1. The Field of the Invention
The present invention relates to a passive (no external power input required) apparatus useful for enhancing (increasing) geothermal fluid production from a weak (low pressure) wells by using strong (higher pressure) wells.
2. The Relevant Technology
In geothermal hot water flash (brine or two-phase) systems, multiple wells flow into a fluid gathering system (pipelines) to feed a steam turbine driven electric power plant. The production pressure at the surface in some of the wells may be declining or weak, and produce at marginal rates or not at all if the gathering system pipeline pressure (back-pressure) is too high to allow the required flow. To decrease this back-pressure, the strong wells are often throttled back to allow flow from the weak wells resulting in decrease fluid production from the strong wells. This throttling process reduces the system back-pressure allowing the weaker wells to flow into the pipeline, but curtails production from the strong wells. At some point, as the pressure in the underground reservoir declines with cumulative production, the weaker wells will cease to flow.
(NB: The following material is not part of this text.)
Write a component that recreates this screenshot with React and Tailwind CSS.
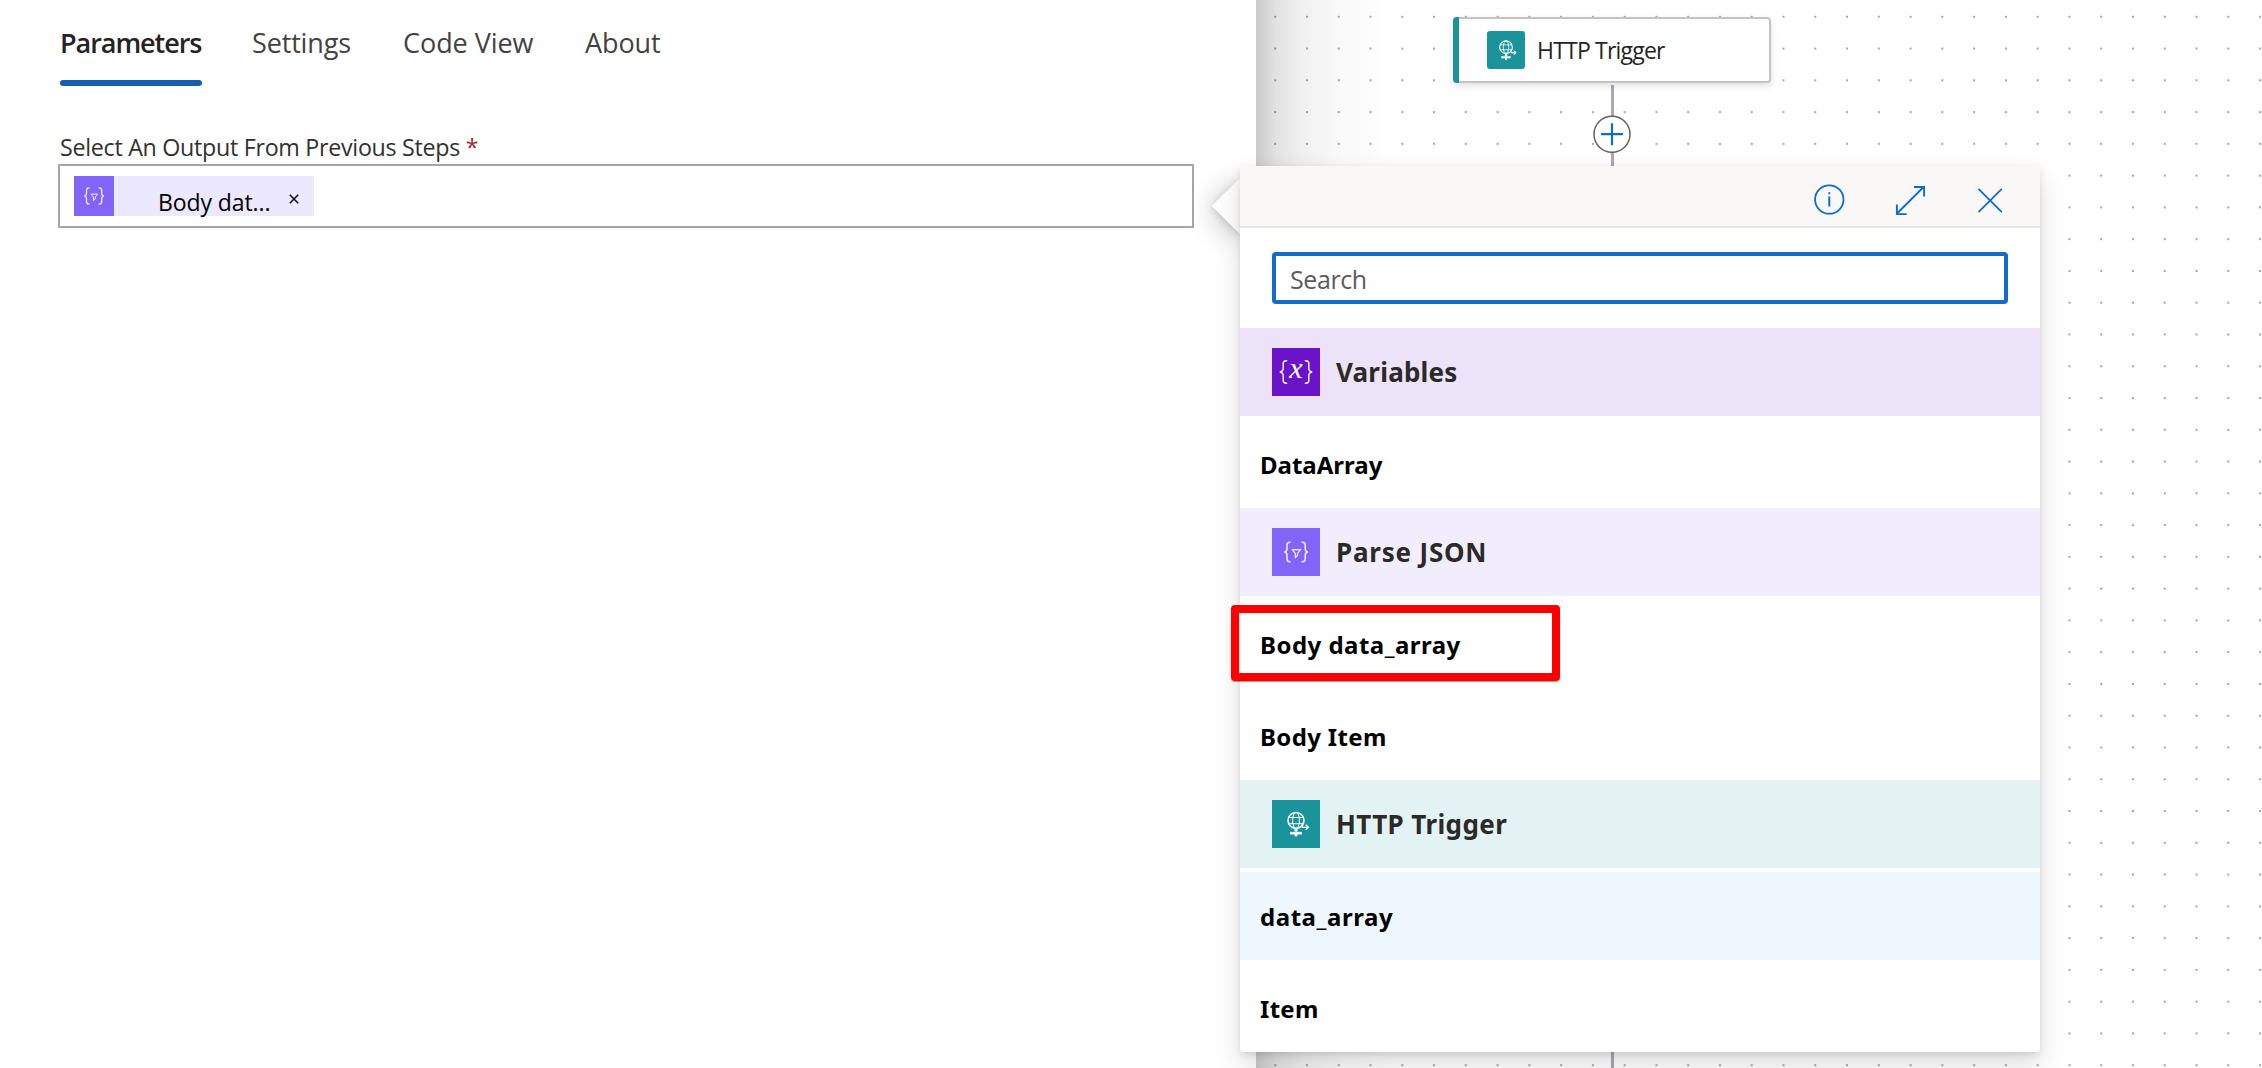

Normally, new wells are drilled to make up for the production short-fall. Alternatively, a larger pipeline or a separator station and brine lines are installed on two-phase flash systems to reduce the pressure loss thus allowing the weaker wells to enter the system. Larger diameter, two-phase flow lines can be a concern since oversized pipes can result in flow instability such as dangerous slugging conditions. Separator stations can be used but are very expensive especially if brine transfer pumps are required.
Geothermal two-phase wells will cease to produce fluid when the flowing pressure declines below the maximum shut-in pressure at the well-head. For each psi (pounds per square inch) reduction in effective flowing back-pressure, an increase of 2% to 15% in the total mass flow rate from the lower pressure wells can be obtained. This bonus capacity, in conjunction with keeping the weak wells flowing, can delay supplemental drilling. Geothermal wells cost from $1,500,000 to $3,000,000 to drill and complete. In some geothermal hot water flash fields, up to one-third (1/3) of the original production wells are shut in due to high production pressures (high back pressure).